**Exercise prompt:**
Extract the whole listing as it stands. Do not include the pictures.

**Collected data:**
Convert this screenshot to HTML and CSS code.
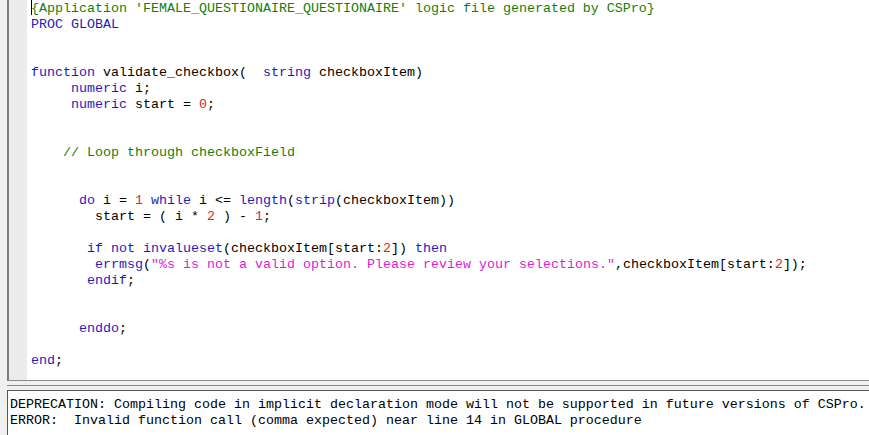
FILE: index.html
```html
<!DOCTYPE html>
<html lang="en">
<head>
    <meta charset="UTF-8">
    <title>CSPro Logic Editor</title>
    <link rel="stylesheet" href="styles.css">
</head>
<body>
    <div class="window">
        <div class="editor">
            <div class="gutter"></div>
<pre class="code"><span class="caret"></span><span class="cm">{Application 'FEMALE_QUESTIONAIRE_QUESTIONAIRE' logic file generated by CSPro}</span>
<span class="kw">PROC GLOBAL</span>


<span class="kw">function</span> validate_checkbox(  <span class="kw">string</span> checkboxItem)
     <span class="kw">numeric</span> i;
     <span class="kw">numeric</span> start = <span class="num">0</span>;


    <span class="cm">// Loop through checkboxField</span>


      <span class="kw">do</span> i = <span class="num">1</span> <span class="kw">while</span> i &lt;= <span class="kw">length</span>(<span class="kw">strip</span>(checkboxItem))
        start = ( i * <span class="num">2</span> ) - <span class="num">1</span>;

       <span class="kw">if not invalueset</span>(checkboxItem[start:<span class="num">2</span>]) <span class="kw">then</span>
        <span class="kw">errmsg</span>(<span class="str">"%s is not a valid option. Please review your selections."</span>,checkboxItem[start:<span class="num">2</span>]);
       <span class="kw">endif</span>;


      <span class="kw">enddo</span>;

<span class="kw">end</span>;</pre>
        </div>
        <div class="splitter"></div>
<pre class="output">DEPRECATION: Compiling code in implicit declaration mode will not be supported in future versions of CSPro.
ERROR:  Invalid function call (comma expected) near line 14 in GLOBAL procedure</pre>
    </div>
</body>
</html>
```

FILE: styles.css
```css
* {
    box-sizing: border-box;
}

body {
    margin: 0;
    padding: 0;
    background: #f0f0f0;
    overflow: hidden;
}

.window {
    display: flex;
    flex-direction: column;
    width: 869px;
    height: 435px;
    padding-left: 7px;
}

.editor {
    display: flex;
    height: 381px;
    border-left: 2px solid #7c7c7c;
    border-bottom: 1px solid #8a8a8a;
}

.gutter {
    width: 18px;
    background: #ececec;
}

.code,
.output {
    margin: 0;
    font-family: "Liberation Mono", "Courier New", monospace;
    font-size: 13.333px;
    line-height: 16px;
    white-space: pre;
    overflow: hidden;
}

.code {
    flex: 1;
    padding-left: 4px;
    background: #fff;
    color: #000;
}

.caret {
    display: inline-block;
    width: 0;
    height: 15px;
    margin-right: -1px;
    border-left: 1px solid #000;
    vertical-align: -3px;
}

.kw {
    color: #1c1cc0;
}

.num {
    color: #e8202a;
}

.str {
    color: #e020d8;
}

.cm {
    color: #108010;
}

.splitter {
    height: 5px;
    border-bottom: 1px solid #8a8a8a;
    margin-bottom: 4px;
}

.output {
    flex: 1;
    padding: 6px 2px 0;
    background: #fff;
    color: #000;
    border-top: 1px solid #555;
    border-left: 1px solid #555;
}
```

**Reply to the exercise:**
Convert this screenshot to HTML and CSS code.
FILE: index.html
```html
<!DOCTYPE html>
<html lang="en">
<head>
    <meta charset="UTF-8">
    <title>CSPro Logic Editor</title>
    <link rel="stylesheet" href="styles.css">
</head>
<body>
    <div class="window">
        <div class="editor">
            <div class="gutter"></div>
<pre class="code"><span class="caret"></span><span class="cm">{Application 'FEMALE_QUESTIONAIRE_QUESTIONAIRE' logic file generated by CSPro}</span>
<span class="kw">PROC GLOBAL</span>


<span class="kw">function</span> validate_checkbox(  <span class="kw">string</span> checkboxItem)
     <span class="kw">numeric</span> i;
     <span class="kw">numeric</span> start = <span class="num">0</span>;


    <span class="cm">// Loop through checkboxField</span>


      <span class="kw">do</span> i = <span class="num">1</span> <span class="kw">while</span> i &lt;= <span class="kw">length</span>(<span class="kw">strip</span>(checkboxItem))
        start = ( i * <span class="num">2</span> ) - <span class="num">1</span>;

       <span class="kw">if not invalueset</span>(checkboxItem[start:<span class="num">2</span>]) <span class="kw">then</span>
        <span class="kw">errmsg</span>(<span class="str">"%s is not a valid option. Please review your selections."</span>,checkboxItem[start:<span class="num">2</span>]);
       <span class="kw">endif</span>;


      <span class="kw">enddo</span>;

<span class="kw">end</span>;</pre>
        </div>
        <div class="splitter"></div>
<pre class="output">DEPRECATION: Compiling code in implicit declaration mode will not be supported in future versions of CSPro.
ERROR:  Invalid function call (comma expected) near line 14 in GLOBAL procedure</pre>
    </div>
</body>
</html>
```

FILE: styles.css
```css
* {
    box-sizing: border-box;
}

body {
    margin: 0;
    padding: 0;
    background: #f0f0f0;
    overflow: hidden;
}

.window {
    display: flex;
    flex-direction: column;
    width: 869px;
    height: 435px;
    padding-left: 7px;
}

.editor {
    display: flex;
    height: 381px;
    border-left: 2px solid #7c7c7c;
    border-bottom: 1px solid #8a8a8a;
}

.gutter {
    width: 18px;
    background: #ececec;
}

.code,
.output {
    margin: 0;
    font-family: "Liberation Mono", "Courier New", monospace;
    font-size: 13.333px;
    line-height: 16px;
    white-space: pre;
    overflow: hidden;
}

.code {
    flex: 1;
    padding-left: 4px;
    background: #fff;
    color: #000;
}

.caret {
    display: inline-block;
    width: 0;
    height: 15px;
    margin-right: -1px;
    border-left: 1px solid #000;
    vertical-align: -3px;
}

.kw {
    color: #1c1cc0;
}

.num {
    color: #e8202a;
}

.str {
    color: #e020d8;
}

.cm {
    color: #108010;
}

.splitter {
    height: 5px;
    border-bottom: 1px solid #8a8a8a;
    margin-bottom: 4px;
}

.output {
    flex: 1;
    padding: 6px 2px 0;
    background: #fff;
    color: #000;
    border-top: 1px solid #555;
    border-left: 1px solid #555;
}
```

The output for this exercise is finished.